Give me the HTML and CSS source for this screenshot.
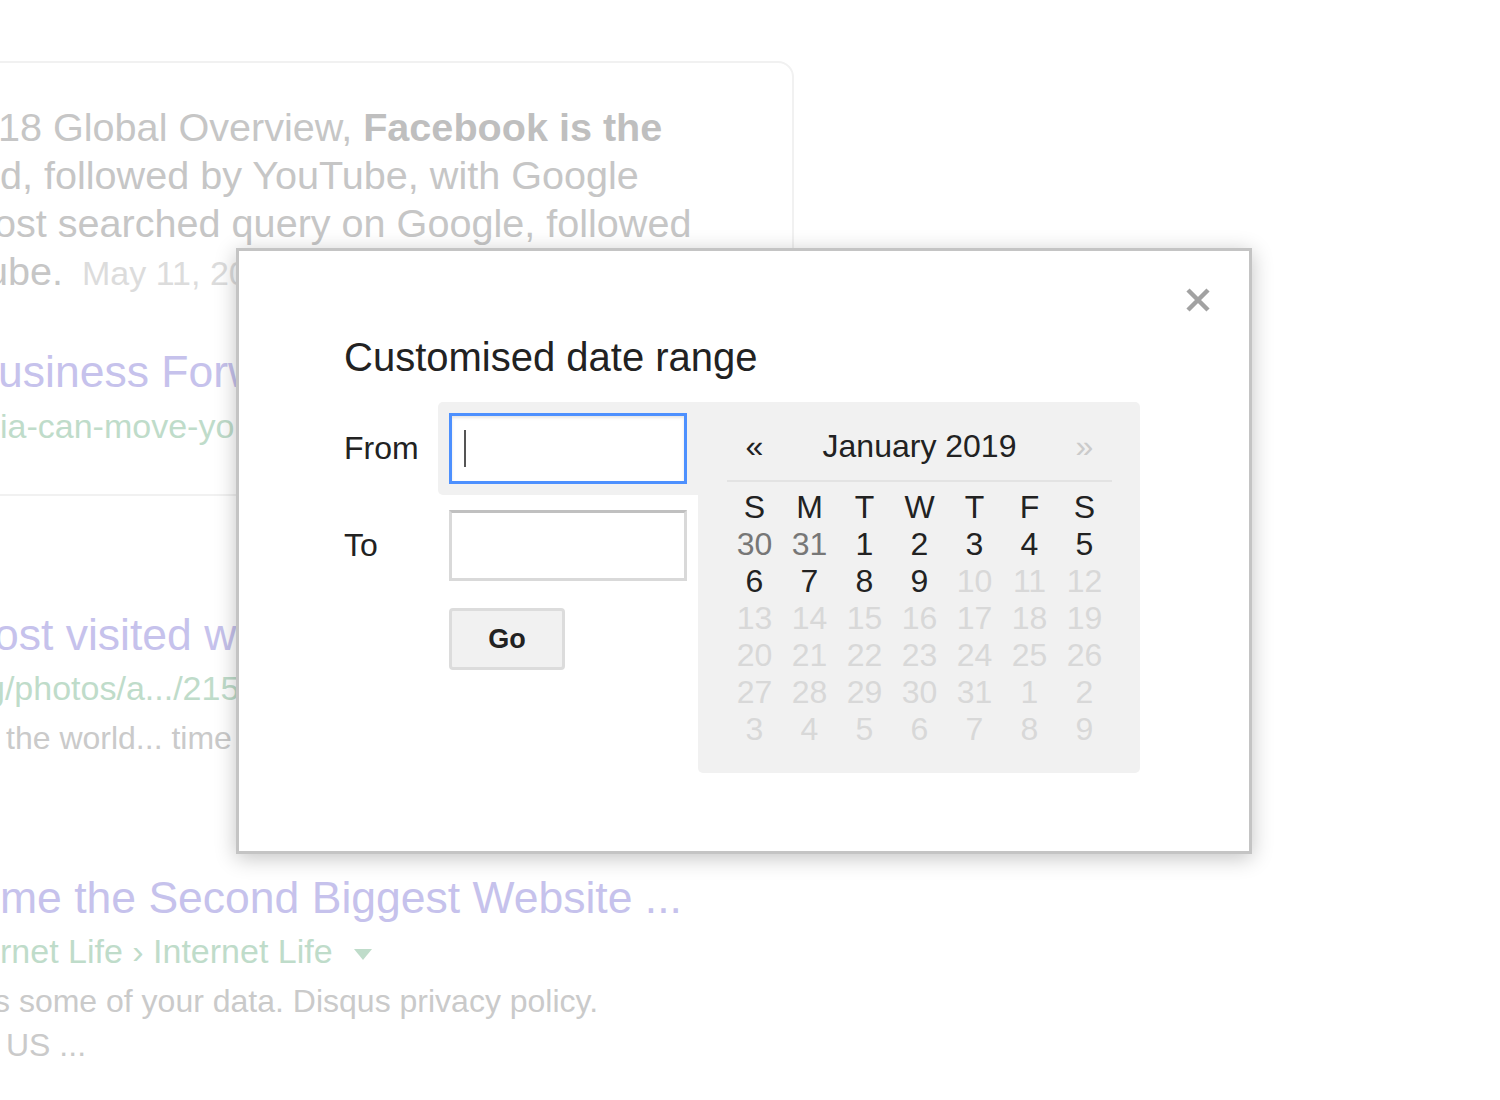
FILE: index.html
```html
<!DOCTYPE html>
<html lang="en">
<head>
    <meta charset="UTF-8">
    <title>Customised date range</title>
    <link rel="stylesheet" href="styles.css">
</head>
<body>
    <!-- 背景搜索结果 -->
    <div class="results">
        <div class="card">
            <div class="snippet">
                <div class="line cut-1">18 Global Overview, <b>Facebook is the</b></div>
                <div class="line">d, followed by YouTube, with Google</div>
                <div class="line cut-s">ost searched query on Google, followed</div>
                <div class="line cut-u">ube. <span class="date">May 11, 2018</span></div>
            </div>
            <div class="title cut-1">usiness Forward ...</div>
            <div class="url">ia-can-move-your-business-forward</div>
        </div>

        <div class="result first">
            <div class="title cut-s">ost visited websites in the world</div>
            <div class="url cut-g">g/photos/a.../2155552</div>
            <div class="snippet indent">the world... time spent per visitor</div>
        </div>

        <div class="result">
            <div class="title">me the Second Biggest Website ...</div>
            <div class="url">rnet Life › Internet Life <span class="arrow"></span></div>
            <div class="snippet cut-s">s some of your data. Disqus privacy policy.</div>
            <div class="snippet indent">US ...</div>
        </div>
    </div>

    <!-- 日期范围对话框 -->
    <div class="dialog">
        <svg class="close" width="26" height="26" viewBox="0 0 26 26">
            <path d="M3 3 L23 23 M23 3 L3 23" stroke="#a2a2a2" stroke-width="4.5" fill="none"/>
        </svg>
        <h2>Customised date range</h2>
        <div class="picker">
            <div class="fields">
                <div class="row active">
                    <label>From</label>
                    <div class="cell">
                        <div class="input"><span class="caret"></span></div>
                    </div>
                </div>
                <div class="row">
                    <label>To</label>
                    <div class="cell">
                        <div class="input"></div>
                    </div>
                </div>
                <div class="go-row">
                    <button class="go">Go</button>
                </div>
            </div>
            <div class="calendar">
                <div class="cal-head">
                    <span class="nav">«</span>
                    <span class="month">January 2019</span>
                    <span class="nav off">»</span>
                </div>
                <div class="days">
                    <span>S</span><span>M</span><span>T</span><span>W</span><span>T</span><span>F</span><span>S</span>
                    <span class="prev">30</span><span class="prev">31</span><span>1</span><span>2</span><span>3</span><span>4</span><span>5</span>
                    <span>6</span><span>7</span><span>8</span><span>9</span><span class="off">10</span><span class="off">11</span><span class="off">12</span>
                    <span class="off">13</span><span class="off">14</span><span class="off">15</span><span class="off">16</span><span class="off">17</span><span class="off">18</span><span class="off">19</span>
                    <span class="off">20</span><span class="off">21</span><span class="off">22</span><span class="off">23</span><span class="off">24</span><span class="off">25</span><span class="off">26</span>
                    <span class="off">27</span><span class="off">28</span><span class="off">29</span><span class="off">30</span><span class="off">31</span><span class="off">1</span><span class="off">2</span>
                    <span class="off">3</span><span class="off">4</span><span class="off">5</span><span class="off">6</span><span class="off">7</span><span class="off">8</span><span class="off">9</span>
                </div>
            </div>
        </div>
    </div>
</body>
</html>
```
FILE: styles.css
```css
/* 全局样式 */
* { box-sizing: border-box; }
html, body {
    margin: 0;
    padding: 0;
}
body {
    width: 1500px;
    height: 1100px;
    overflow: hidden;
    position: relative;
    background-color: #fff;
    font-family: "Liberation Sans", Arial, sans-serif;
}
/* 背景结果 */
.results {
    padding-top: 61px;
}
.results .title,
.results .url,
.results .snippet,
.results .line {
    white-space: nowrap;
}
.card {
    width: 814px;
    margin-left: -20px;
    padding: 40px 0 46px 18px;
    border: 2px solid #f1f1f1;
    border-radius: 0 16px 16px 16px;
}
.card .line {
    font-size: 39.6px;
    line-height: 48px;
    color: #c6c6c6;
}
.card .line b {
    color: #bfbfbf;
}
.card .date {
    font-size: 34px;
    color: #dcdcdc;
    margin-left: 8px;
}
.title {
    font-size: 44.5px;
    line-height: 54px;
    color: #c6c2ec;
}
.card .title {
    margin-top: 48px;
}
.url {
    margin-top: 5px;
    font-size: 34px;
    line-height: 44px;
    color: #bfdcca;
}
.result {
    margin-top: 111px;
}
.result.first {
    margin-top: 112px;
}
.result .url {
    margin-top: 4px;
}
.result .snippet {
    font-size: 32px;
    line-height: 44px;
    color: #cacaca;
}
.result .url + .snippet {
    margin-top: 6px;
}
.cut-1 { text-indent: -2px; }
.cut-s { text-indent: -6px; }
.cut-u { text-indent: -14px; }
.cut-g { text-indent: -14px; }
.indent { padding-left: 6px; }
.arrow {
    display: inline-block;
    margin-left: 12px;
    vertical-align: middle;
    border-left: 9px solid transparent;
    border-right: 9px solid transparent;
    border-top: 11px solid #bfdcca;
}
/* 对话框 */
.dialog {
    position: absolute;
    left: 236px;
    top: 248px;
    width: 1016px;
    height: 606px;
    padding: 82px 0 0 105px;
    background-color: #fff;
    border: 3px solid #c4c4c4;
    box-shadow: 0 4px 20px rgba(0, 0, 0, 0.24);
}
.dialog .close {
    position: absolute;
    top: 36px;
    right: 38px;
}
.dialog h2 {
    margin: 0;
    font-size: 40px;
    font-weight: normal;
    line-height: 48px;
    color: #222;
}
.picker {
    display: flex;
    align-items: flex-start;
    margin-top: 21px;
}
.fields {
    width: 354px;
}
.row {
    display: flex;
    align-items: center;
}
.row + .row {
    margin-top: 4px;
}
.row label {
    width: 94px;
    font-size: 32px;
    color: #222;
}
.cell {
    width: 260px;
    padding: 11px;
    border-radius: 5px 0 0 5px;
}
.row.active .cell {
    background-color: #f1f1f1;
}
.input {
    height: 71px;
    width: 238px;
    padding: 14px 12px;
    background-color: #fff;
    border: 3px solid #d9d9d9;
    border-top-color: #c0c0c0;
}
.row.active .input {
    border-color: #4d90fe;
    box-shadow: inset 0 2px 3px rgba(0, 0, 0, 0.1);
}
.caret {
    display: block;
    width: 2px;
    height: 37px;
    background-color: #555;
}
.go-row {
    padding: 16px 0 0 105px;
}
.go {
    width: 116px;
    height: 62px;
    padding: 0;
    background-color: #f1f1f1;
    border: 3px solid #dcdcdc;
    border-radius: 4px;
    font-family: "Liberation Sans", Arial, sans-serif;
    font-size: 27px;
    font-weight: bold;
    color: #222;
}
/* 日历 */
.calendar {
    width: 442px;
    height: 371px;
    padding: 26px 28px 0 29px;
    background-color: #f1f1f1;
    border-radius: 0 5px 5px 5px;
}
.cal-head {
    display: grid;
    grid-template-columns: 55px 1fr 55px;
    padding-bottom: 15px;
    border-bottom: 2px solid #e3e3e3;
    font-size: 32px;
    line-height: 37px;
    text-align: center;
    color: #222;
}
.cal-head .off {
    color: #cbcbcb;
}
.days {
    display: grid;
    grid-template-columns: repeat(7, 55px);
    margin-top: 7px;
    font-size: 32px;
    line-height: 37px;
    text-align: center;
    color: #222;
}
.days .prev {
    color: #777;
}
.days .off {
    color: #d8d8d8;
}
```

---*---

_What you should do_
Retype each line of the listing above word for word. Exclude the pictures.

_Expected answer_
Give me the HTML and CSS source for this screenshot.
FILE: index.html
```html
<!DOCTYPE html>
<html lang="en">
<head>
    <meta charset="UTF-8">
    <title>Customised date range</title>
    <link rel="stylesheet" href="styles.css">
</head>
<body>
    <!-- 背景搜索结果 -->
    <div class="results">
        <div class="card">
            <div class="snippet">
                <div class="line cut-1">18 Global Overview, <b>Facebook is the</b></div>
                <div class="line">d, followed by YouTube, with Google</div>
                <div class="line cut-s">ost searched query on Google, followed</div>
                <div class="line cut-u">ube. <span class="date">May 11, 2018</span></div>
            </div>
            <div class="title cut-1">usiness Forward ...</div>
            <div class="url">ia-can-move-your-business-forward</div>
        </div>

        <div class="result first">
            <div class="title cut-s">ost visited websites in the world</div>
            <div class="url cut-g">g/photos/a.../2155552</div>
            <div class="snippet indent">the world... time spent per visitor</div>
        </div>

        <div class="result">
            <div class="title">me the Second Biggest Website ...</div>
            <div class="url">rnet Life › Internet Life <span class="arrow"></span></div>
            <div class="snippet cut-s">s some of your data. Disqus privacy policy.</div>
            <div class="snippet indent">US ...</div>
        </div>
    </div>

    <!-- 日期范围对话框 -->
    <div class="dialog">
        <svg class="close" width="26" height="26" viewBox="0 0 26 26">
            <path d="M3 3 L23 23 M23 3 L3 23" stroke="#a2a2a2" stroke-width="4.5" fill="none"/>
        </svg>
        <h2>Customised date range</h2>
        <div class="picker">
            <div class="fields">
                <div class="row active">
                    <label>From</label>
                    <div class="cell">
                        <div class="input"><span class="caret"></span></div>
                    </div>
                </div>
                <div class="row">
                    <label>To</label>
                    <div class="cell">
                        <div class="input"></div>
                    </div>
                </div>
                <div class="go-row">
                    <button class="go">Go</button>
                </div>
            </div>
            <div class="calendar">
                <div class="cal-head">
                    <span class="nav">«</span>
                    <span class="month">January 2019</span>
                    <span class="nav off">»</span>
                </div>
                <div class="days">
                    <span>S</span><span>M</span><span>T</span><span>W</span><span>T</span><span>F</span><span>S</span>
                    <span class="prev">30</span><span class="prev">31</span><span>1</span><span>2</span><span>3</span><span>4</span><span>5</span>
                    <span>6</span><span>7</span><span>8</span><span>9</span><span class="off">10</span><span class="off">11</span><span class="off">12</span>
                    <span class="off">13</span><span class="off">14</span><span class="off">15</span><span class="off">16</span><span class="off">17</span><span class="off">18</span><span class="off">19</span>
                    <span class="off">20</span><span class="off">21</span><span class="off">22</span><span class="off">23</span><span class="off">24</span><span class="off">25</span><span class="off">26</span>
                    <span class="off">27</span><span class="off">28</span><span class="off">29</span><span class="off">30</span><span class="off">31</span><span class="off">1</span><span class="off">2</span>
                    <span class="off">3</span><span class="off">4</span><span class="off">5</span><span class="off">6</span><span class="off">7</span><span class="off">8</span><span class="off">9</span>
                </div>
            </div>
        </div>
    </div>
</body>
</html>
```
FILE: styles.css
```css
/* 全局样式 */
* { box-sizing: border-box; }
html, body {
    margin: 0;
    padding: 0;
}
body {
    width: 1500px;
    height: 1100px;
    overflow: hidden;
    position: relative;
    background-color: #fff;
    font-family: "Liberation Sans", Arial, sans-serif;
}
/* 背景结果 */
.results {
    padding-top: 61px;
}
.results .title,
.results .url,
.results .snippet,
.results .line {
    white-space: nowrap;
}
.card {
    width: 814px;
    margin-left: -20px;
    padding: 40px 0 46px 18px;
    border: 2px solid #f1f1f1;
    border-radius: 0 16px 16px 16px;
}
.card .line {
    font-size: 39.6px;
    line-height: 48px;
    color: #c6c6c6;
}
.card .line b {
    color: #bfbfbf;
}
.card .date {
    font-size: 34px;
    color: #dcdcdc;
    margin-left: 8px;
}
.title {
    font-size: 44.5px;
    line-height: 54px;
    color: #c6c2ec;
}
.card .title {
    margin-top: 48px;
}
.url {
    margin-top: 5px;
    font-size: 34px;
    line-height: 44px;
    color: #bfdcca;
}
.result {
    margin-top: 111px;
}
.result.first {
    margin-top: 112px;
}
.result .url {
    margin-top: 4px;
}
.result .snippet {
    font-size: 32px;
    line-height: 44px;
    color: #cacaca;
}
.result .url + .snippet {
    margin-top: 6px;
}
.cut-1 { text-indent: -2px; }
.cut-s { text-indent: -6px; }
.cut-u { text-indent: -14px; }
.cut-g { text-indent: -14px; }
.indent { padding-left: 6px; }
.arrow {
    display: inline-block;
    margin-left: 12px;
    vertical-align: middle;
    border-left: 9px solid transparent;
    border-right: 9px solid transparent;
    border-top: 11px solid #bfdcca;
}
/* 对话框 */
.dialog {
    position: absolute;
    left: 236px;
    top: 248px;
    width: 1016px;
    height: 606px;
    padding: 82px 0 0 105px;
    background-color: #fff;
    border: 3px solid #c4c4c4;
    box-shadow: 0 4px 20px rgba(0, 0, 0, 0.24);
}
.dialog .close {
    position: absolute;
    top: 36px;
    right: 38px;
}
.dialog h2 {
    margin: 0;
    font-size: 40px;
    font-weight: normal;
    line-height: 48px;
    color: #222;
}
.picker {
    display: flex;
    align-items: flex-start;
    margin-top: 21px;
}
.fields {
    width: 354px;
}
.row {
    display: flex;
    align-items: center;
}
.row + .row {
    margin-top: 4px;
}
.row label {
    width: 94px;
    font-size: 32px;
    color: #222;
}
.cell {
    width: 260px;
    padding: 11px;
    border-radius: 5px 0 0 5px;
}
.row.active .cell {
    background-color: #f1f1f1;
}
.input {
    height: 71px;
    width: 238px;
    padding: 14px 12px;
    background-color: #fff;
    border: 3px solid #d9d9d9;
    border-top-color: #c0c0c0;
}
.row.active .input {
    border-color: #4d90fe;
    box-shadow: inset 0 2px 3px rgba(0, 0, 0, 0.1);
}
.caret {
    display: block;
    width: 2px;
    height: 37px;
    background-color: #555;
}
.go-row {
    padding: 16px 0 0 105px;
}
.go {
    width: 116px;
    height: 62px;
    padding: 0;
    background-color: #f1f1f1;
    border: 3px solid #dcdcdc;
    border-radius: 4px;
    font-family: "Liberation Sans", Arial, sans-serif;
    font-size: 27px;
    font-weight: bold;
    color: #222;
}
/* 日历 */
.calendar {
    width: 442px;
    height: 371px;
    padding: 26px 28px 0 29px;
    background-color: #f1f1f1;
    border-radius: 0 5px 5px 5px;
}
.cal-head {
    display: grid;
    grid-template-columns: 55px 1fr 55px;
    padding-bottom: 15px;
    border-bottom: 2px solid #e3e3e3;
    font-size: 32px;
    line-height: 37px;
    text-align: center;
    color: #222;
}
.cal-head .off {
    color: #cbcbcb;
}
.days {
    display: grid;
    grid-template-columns: repeat(7, 55px);
    margin-top: 7px;
    font-size: 32px;
    line-height: 37px;
    text-align: center;
    color: #222;
}
.days .prev {
    color: #777;
}
.days .off {
    color: #d8d8d8;
}
```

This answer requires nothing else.